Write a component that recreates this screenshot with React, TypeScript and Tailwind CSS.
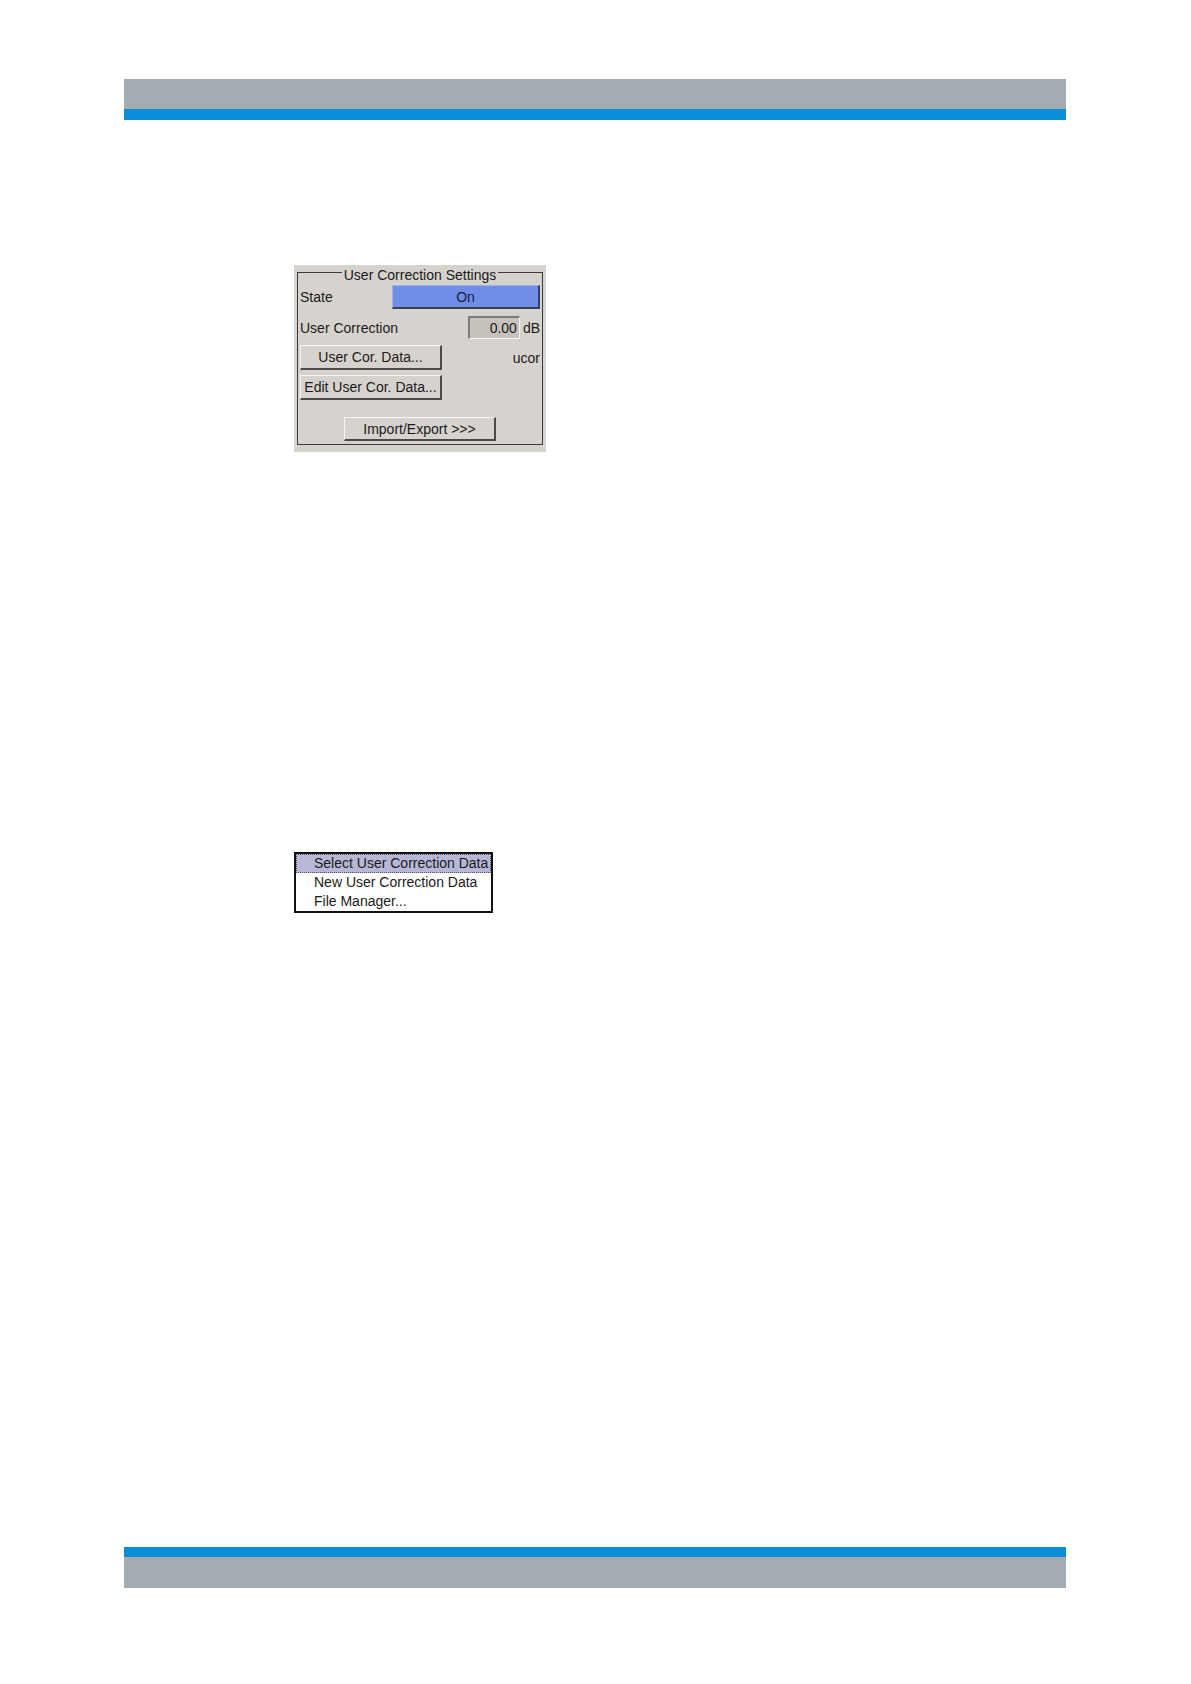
import React from "react";

const font = { fontFamily: '"Liberation Sans", Arial, sans-serif' };

function Btn({ w, children }: { w: string; children: React.ReactNode }) {
  return (
    <div
      className={`${w} h-full flex items-center justify-center bg-[#d6d3ce] border-t border-l border-[#f4f3f1] border-b-2 border-r-2 border-b-[#4a4a4a] border-r-[#4a4a4a] text-[14px] leading-none text-[#1a1a1a]`}
    >
      {children}
    </div>
  );
}

export default function App() {
  return (
    <div className="w-[1191px] h-[1684px] bg-white flex flex-col" style={font}>
      {/* header */}
      <div className="mt-[79px] ml-[124px] w-[942px] flex flex-col">
        <div className="h-[30px] bg-[#a3acb0]" />
        <div className="h-[11px] bg-[#0b8dd5]" />
      </div>

      {/* settings panel */}
      <div className="mt-[145px] ml-[294px] w-[252px] h-[187px] bg-[#d6d3ce] px-[3px] pt-[7px] pb-[7px] flex">
        <div className="relative flex-1 border border-[#3a3a3a] px-[2px] pt-[12px] pb-[3px] flex flex-col">
          <div className="absolute top-[-6px] left-0 right-0 flex justify-center">
            <span className="bg-[#d6d3ce] px-[2px] text-[14px] leading-[16px] text-[#1a1a1a]">
              User Correction Settings
            </span>
          </div>
          <div className="h-[24px] flex items-center justify-between">
            <span className="text-[14px] text-[#1a1a1a] leading-none">State</span>
            <div className="w-[148px] h-full flex items-center justify-center bg-[#6f8fe6] border-t border-l border-[#9fb3ee] border-b-2 border-r-2 border-b-[#3a3f5a] border-r-[#3a3f5a] text-[14px] leading-none text-[#1a1a3a]">
              On
            </div>
          </div>
          <div className="mt-[7px] h-[23px] flex items-center justify-between">
            <span className="text-[14px] text-[#1a1a1a] leading-none">User Correction</span>
            <div className="h-full flex items-center gap-[3px]">
              <div className="w-[52px] h-full flex items-center justify-end pr-[2px] bg-[#c6c2bb] border-t-2 border-l-2 border-[#7c7c7c] border-b border-r border-b-[#f4f3f1] border-r-[#f4f3f1] text-[14px] leading-none text-[#1a1a1a]">
                0.00
              </div>
              <span className="text-[14px] leading-none text-[#1a1a1a]">dB</span>
            </div>
          </div>
          <div className="mt-[6px] h-[25px] flex items-center justify-between">
            <Btn w="w-[142px]">User Cor. Data...</Btn>
            <span className="text-[14px] leading-none text-[#1a1a1a]">ucor</span>
          </div>
          <div className="mt-[5px] h-[25px] flex items-center">
            <Btn w="w-[142px]">Edit User Cor. Data...</Btn>
          </div>
          <div className="mt-[17px] h-[24px] flex justify-center">
            <Btn w="w-[152px]">Import/Export &gt;&gt;&gt;</Btn>
          </div>
        </div>
      </div>

      {/* menu */}
      <div className="mt-[400px] ml-[294px] w-[199px] h-[61px] border-2 border-[#111] bg-white flex flex-col text-[14px] text-[#1a1a1a]">
        <div className="h-[19px] flex items-center pl-[17px] bg-[#b7b8d8] border border-dotted border-[#555]">
          Select User Correction Data
        </div>
        <div className="h-[19px] flex items-center pl-[18px]">New User Correction Data</div>
        <div className="h-[19px] flex items-center pl-[18px]">File Manager...</div>
      </div>

      {/* footer */}
      <div className="mt-[634px] ml-[124px] w-[942px] flex flex-col">
        <div className="h-[10px] bg-[#0b8dd5]" />
        <div className="h-[31px] bg-[#a3acb0]" />
      </div>
    </div>
  );
}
----
> [Stated goal]:
Copy the data character for character, but drop all pictures from the copy.

> [Output for this exercise]:
Write a component that recreates this screenshot with React, TypeScript and Tailwind CSS.
import React from "react";

const font = { fontFamily: '"Liberation Sans", Arial, sans-serif' };

function Btn({ w, children }: { w: string; children: React.ReactNode }) {
  return (
    <div
      className={`${w} h-full flex items-center justify-center bg-[#d6d3ce] border-t border-l border-[#f4f3f1] border-b-2 border-r-2 border-b-[#4a4a4a] border-r-[#4a4a4a] text-[14px] leading-none text-[#1a1a1a]`}
    >
      {children}
    </div>
  );
}

export default function App() {
  return (
    <div className="w-[1191px] h-[1684px] bg-white flex flex-col" style={font}>
      {/* header */}
      <div className="mt-[79px] ml-[124px] w-[942px] flex flex-col">
        <div className="h-[30px] bg-[#a3acb0]" />
        <div className="h-[11px] bg-[#0b8dd5]" />
      </div>

      {/* settings panel */}
      <div className="mt-[145px] ml-[294px] w-[252px] h-[187px] bg-[#d6d3ce] px-[3px] pt-[7px] pb-[7px] flex">
        <div className="relative flex-1 border border-[#3a3a3a] px-[2px] pt-[12px] pb-[3px] flex flex-col">
          <div className="absolute top-[-6px] left-0 right-0 flex justify-center">
            <span className="bg-[#d6d3ce] px-[2px] text-[14px] leading-[16px] text-[#1a1a1a]">
              User Correction Settings
            </span>
          </div>
          <div className="h-[24px] flex items-center justify-between">
            <span className="text-[14px] text-[#1a1a1a] leading-none">State</span>
            <div className="w-[148px] h-full flex items-center justify-center bg-[#6f8fe6] border-t border-l border-[#9fb3ee] border-b-2 border-r-2 border-b-[#3a3f5a] border-r-[#3a3f5a] text-[14px] leading-none text-[#1a1a3a]">
              On
            </div>
          </div>
          <div className="mt-[7px] h-[23px] flex items-center justify-between">
            <span className="text-[14px] text-[#1a1a1a] leading-none">User Correction</span>
            <div className="h-full flex items-center gap-[3px]">
              <div className="w-[52px] h-full flex items-center justify-end pr-[2px] bg-[#c6c2bb] border-t-2 border-l-2 border-[#7c7c7c] border-b border-r border-b-[#f4f3f1] border-r-[#f4f3f1] text-[14px] leading-none text-[#1a1a1a]">
                0.00
              </div>
              <span className="text-[14px] leading-none text-[#1a1a1a]">dB</span>
            </div>
          </div>
          <div className="mt-[6px] h-[25px] flex items-center justify-between">
            <Btn w="w-[142px]">User Cor. Data...</Btn>
            <span className="text-[14px] leading-none text-[#1a1a1a]">ucor</span>
          </div>
          <div className="mt-[5px] h-[25px] flex items-center">
            <Btn w="w-[142px]">Edit User Cor. Data...</Btn>
          </div>
          <div className="mt-[17px] h-[24px] flex justify-center">
            <Btn w="w-[152px]">Import/Export &gt;&gt;&gt;</Btn>
          </div>
        </div>
      </div>

      {/* menu */}
      <div className="mt-[400px] ml-[294px] w-[199px] h-[61px] border-2 border-[#111] bg-white flex flex-col text-[14px] text-[#1a1a1a]">
        <div className="h-[19px] flex items-center pl-[17px] bg-[#b7b8d8] border border-dotted border-[#555]">
          Select User Correction Data
        </div>
        <div className="h-[19px] flex items-center pl-[18px]">New User Correction Data</div>
        <div className="h-[19px] flex items-center pl-[18px]">File Manager...</div>
      </div>

      {/* footer */}
      <div className="mt-[634px] ml-[124px] w-[942px] flex flex-col">
        <div className="h-[10px] bg-[#0b8dd5]" />
        <div className="h-[31px] bg-[#a3acb0]" />
      </div>
    </div>
  );
}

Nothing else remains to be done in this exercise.